Le projet comporte trois éléments technologiques clés : la pompe à eau de mer (NMT 7), la ferme aquacole (NMT 9) et l’établissement d’exposition à l’océan et d’essai des instruments (NMT 9). Par l’entremise du programme de mobilisation en faveur de l’innovation, Springboard Atlantic a facilité la mise sur pied de ces trois éléments. Cette mesure de financement qui est financé par l’Agence de promotion économique du Canada atlantique a aussi permis d’appuyer des activités de participation de l’industrie et de mener une étude de marché sur la pompe à vagues, qui s’est avérée un outil précieux pour cerner les avenues de commercialisation possibles. Les trois composantes du projet sont presque prêtes à une mise en marché à pleine échelle.

Le WERC continue de travailler pour atteindre son objectif ultime de commercialisation à pleine échelle de l’aquaculture côtière, mais l’on constate déjà les importantes retombées de ses efforts sur l’économie locale. En effet, sous la direction du bureau de la recherche appliquée et de l’innovation du Collège de l’Atlantique Nord, le WERC a rapporté 4,7 millions de dollars à la région, dont la moitié a été investie dans les ressources humaines et divers biens et services dans la péninsule Burin. En outre, le centre a travaillé auprès de huit entreprises, soit trois multinationales, trois entreprises dont le siège social est au Canada et deux entreprises en démarrage, pour les aider à résoudre certains défis techniques.

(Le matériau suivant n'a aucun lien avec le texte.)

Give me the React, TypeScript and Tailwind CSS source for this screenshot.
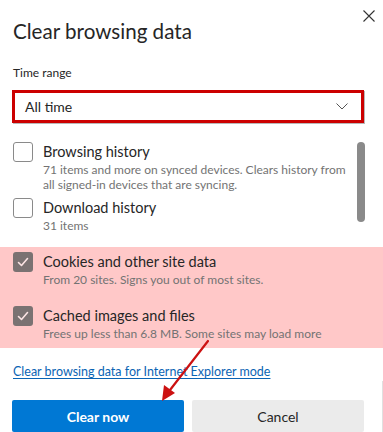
import React from "react";

const font = { fontFamily: 'Lato, "Noto Sans", Arial, sans-serif' };

function Box({ checked }: { checked?: boolean }) {
  if (checked) {
    return (
      <div className="w-[20px] h-[20px] rounded-[3px] bg-[#7a7272] flex items-center justify-center shrink-0">
        <svg width="14" height="14" viewBox="0 0 14 14">
          <path d="M2.5 7.5 L5.5 10.5 L11.5 3.5" fill="none" stroke="#fbe4e4" strokeWidth="1.6" strokeLinecap="round" strokeLinejoin="round" />
        </svg>
      </div>
    );
  }
  return <div className="w-[20px] h-[20px] rounded-[3px] border border-[#8a8a8a] bg-white shrink-0" />;
}

function Item({ checked, title, desc }: { checked?: boolean; title: string; desc: React.ReactNode }) {
  return (
    <div className="flex gap-[10px] items-start">
      <Box checked={checked} />
      <div className="flex flex-col">
        <div className="text-[14.5px] leading-[20px] text-[#262626] whitespace-nowrap">{title}</div>
        <div className="text-[12px] leading-[15px] text-[#737373] whitespace-nowrap">{desc}</div>
      </div>
    </div>
  );
}

export default function App() {
  return (
    <div className="w-[383px] h-[432px] bg-white relative overflow-hidden" style={font}>
      <div className="flex justify-between items-start pl-[13px] pr-[8px] pt-[10px]">
        <div className="text-[20.6px] leading-[28px] text-[#262626] mt-[7px]">Clear browsing data</div>
        <svg width="12" height="12" viewBox="0 0 12 12">
          <path d="M0.5 0.5 L11.5 11.5 M11.5 0.5 L0.5 11.5" stroke="#333" strokeWidth="1.1" />
        </svg>
      </div>

      <div className="pl-[13px] mt-[20px] text-[12px] leading-[16px] text-[#262626]">Time range</div>

      <div className="ml-[12px] mt-[9px] w-[352px] h-[33px] border-[3px] border-[#cc0000] flex items-center justify-between pl-[10px] pr-[13px] shadow-[1px_1px_0_#b8b8b8]">
        <span className="text-[14px] text-[#262626]">All time</span>
        <svg width="12" height="7" viewBox="0 0 12 7">
          <path d="M0.5 0.5 L6 6 L11.5 0.5" fill="none" stroke="#555" strokeWidth="1" />
        </svg>
      </div>

      <div className="flex mt-[19px] pl-[13px] pr-[18px]">
        <div className="flex flex-col gap-[6px] flex-1">
          <Item
            title="Browsing history"
            desc={<>71 items and more on synced devices. Clears history from<br />all signed-in devices that are syncing.</>}
          />
          <Item title="Download history" desc="31 items" />
        </div>
        <div className="w-[8px] h-[80px] rounded-full bg-[#8a8a8a]" />
      </div>

      <div className="mt-[14px] bg-[#ffc8c8] pl-[13px] pt-[5px] pb-[7px] flex flex-col gap-[19px]">
        <Item checked title="Cookies and other site data" desc="From 20 sites. Signs you out of most sites." />
        <Item checked title="Cached images and files" desc="Frees up less than 6.8 MB. Some sites may load more" />
      </div>

      <div className="pl-[13px] mt-[13px] leading-[18px]">
        <span className="text-[12.5px] leading-[18px] text-[#0a64b4] underline underline-offset-2">Clear browsing data for Internet Explorer mode</span>
      </div>

      <div className="flex gap-[8px] pl-[12px] mt-[19px]">
        <button className="w-[172px] h-[32px] rounded-[2px] bg-[#0078d4] text-white text-[14px] font-bold">Clear now</button>
        <button className="w-[172px] h-[32px] rounded-[2px] bg-[#ebebeb] text-[#262626] text-[14px]">Cancel</button>
      </div>

      <div className="absolute right-[0px] top-[381px] w-[1px] h-[51px] bg-[#e0e0e0]" />

      <svg className="absolute left-0 top-0 pointer-events-none" width="383" height="432" viewBox="0 0 383 432">
        <line x1="208" y1="341" x2="170" y2="390" stroke="#cc1111" strokeWidth="2.2" strokeLinecap="round" />
        <polygon points="162,401 164,385 175,393" fill="#cc1111" />
      </svg>
    </div>
  );
}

Comme c’est souvent le cas dans ce type de projet, les répercussions indirectes sont difficiles à mesurer, mais elles sont parfois encore plus éloquentes que les répercussions directes. À mi-parcours dans le projet, des pêcheurs de homard de la région ont demandé à M. Graham s’ils pouvaient mettre leurs prises dans les bassins inoccupés du WERC. L’un de ces bassins a fini par devenir un vivier à homards saisonnier, et puisque d’autres espèces se retrouvent souvent dans les casiers à homards, les pêcheurs ont commencé à amener de « curieuses bestioles » pour les mettre dans un autre des bassins inoccupés. Le résultat : un bassin de manipulation qu’on peut visiter depuis déjà trois ans et qui jouit d’une grande popularité auprès des touristes et des élèves des écoles locales. Le WERC a compté 200 visiteurs lors de la première saison d’exploitation du bassin de manipulation, un nombre qui a grimpé pour atteindre 1 600 visiteurs dans la troisième année. De plus, cette initiative s’est effectuée sans marketing ou dépense supplémentaire. Les pêcheurs continuent d’ajouter des espèces au bassin, et les entreprises locales profitent du nombre accru de touristes dans la ville.

Bref, bien que le défi considérable posé par l’instabilité économique issue du moratoire sur la morue soit loin d’être surmonté, la résilience de ces collectivités rurales et le leadership manifesté par le WERC et le Collège de l’Atlantique Nord prouvent que l’innovation peut bel et bien émerger de n’importe où et engendrer des retombées insoupçonnées.